Challenge: For the data that follows, report how many lines contain the word "page", and nothing else.

"""

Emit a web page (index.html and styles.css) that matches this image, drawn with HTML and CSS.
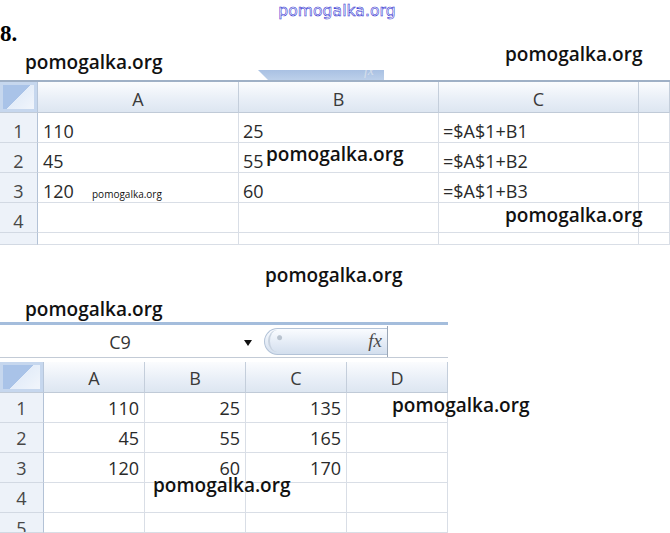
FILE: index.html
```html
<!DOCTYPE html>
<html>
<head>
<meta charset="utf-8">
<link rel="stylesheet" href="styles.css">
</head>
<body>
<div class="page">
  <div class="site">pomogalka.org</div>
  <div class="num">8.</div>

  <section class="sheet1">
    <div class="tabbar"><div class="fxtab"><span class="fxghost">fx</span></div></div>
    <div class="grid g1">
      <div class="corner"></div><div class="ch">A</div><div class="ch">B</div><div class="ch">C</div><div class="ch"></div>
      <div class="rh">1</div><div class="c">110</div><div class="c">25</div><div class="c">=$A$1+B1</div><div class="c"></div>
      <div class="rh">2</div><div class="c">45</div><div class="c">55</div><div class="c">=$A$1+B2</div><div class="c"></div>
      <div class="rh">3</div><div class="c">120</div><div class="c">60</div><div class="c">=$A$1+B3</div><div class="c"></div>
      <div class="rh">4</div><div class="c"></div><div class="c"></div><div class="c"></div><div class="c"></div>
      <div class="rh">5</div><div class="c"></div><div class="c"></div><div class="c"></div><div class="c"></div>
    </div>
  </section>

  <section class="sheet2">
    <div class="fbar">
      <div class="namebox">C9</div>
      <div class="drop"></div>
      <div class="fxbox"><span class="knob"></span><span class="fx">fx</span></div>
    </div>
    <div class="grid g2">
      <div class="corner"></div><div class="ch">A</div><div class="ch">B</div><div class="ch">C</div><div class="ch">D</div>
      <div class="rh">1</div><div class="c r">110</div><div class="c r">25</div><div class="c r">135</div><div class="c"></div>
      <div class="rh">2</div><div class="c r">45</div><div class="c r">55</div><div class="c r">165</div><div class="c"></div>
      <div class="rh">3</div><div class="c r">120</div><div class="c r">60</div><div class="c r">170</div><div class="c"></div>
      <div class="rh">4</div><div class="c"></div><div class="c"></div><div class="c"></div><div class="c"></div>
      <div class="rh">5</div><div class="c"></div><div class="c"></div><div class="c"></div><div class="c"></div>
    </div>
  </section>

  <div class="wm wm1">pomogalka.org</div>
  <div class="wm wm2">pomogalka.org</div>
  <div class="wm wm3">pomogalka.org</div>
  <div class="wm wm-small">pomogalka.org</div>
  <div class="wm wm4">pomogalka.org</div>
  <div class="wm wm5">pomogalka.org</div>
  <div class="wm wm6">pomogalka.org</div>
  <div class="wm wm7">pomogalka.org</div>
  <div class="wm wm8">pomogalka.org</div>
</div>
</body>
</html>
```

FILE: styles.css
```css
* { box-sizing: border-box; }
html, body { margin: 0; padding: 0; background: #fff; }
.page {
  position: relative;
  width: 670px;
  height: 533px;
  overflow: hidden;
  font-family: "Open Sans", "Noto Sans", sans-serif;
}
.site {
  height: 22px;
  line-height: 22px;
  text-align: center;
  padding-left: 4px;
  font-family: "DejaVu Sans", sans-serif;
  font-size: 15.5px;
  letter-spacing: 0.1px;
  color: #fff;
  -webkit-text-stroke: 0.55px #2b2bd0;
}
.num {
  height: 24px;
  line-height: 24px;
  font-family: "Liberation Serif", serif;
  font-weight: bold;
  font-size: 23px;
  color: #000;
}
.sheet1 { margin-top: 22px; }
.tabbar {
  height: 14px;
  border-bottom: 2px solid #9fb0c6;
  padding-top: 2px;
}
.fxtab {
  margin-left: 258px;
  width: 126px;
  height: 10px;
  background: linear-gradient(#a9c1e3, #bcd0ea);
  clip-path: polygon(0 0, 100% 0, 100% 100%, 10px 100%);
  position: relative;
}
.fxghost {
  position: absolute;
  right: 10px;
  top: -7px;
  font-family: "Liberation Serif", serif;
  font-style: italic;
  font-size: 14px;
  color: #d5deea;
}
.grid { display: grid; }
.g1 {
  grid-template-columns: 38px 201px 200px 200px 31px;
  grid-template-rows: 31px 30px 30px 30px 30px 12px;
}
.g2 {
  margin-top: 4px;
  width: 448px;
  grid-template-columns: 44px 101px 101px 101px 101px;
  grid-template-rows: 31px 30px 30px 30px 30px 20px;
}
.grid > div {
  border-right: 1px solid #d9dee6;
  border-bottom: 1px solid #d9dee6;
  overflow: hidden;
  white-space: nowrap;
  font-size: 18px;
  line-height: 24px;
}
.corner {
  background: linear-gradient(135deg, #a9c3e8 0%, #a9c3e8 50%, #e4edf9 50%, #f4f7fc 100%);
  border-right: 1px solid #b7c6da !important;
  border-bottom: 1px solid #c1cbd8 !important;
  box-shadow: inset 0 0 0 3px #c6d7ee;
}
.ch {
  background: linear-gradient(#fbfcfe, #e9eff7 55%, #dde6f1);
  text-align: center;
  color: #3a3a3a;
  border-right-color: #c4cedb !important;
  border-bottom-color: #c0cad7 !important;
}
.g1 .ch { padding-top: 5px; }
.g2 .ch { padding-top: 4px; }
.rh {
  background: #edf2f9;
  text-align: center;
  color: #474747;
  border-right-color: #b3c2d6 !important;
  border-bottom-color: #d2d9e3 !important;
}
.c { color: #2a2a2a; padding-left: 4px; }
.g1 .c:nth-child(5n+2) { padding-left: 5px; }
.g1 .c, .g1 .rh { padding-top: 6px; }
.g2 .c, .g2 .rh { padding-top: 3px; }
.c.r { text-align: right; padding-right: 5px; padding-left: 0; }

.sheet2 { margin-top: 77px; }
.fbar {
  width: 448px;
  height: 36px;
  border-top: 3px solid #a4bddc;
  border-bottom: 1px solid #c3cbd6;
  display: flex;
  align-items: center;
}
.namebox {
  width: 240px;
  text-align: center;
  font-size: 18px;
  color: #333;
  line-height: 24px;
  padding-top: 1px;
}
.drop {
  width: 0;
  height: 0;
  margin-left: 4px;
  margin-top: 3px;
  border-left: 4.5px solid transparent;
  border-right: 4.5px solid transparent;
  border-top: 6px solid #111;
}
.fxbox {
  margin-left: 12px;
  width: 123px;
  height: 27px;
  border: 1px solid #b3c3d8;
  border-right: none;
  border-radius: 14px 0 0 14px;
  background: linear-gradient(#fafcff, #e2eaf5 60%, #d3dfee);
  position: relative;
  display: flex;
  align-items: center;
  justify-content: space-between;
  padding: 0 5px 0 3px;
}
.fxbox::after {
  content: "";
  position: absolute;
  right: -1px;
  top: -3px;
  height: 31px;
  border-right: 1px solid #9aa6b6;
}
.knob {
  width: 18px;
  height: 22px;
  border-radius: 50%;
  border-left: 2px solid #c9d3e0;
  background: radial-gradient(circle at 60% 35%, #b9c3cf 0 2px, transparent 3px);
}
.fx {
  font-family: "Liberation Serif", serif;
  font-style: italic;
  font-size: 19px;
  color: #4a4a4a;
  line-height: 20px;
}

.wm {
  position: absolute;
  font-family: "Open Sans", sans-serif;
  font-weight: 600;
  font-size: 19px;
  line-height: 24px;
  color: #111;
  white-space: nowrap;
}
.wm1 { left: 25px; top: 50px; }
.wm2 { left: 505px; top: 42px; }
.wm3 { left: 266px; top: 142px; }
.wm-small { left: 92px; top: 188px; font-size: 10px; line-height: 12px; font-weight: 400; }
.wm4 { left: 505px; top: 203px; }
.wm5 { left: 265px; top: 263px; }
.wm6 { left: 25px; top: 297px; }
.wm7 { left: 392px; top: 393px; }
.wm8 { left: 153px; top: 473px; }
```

"""

Solution: 3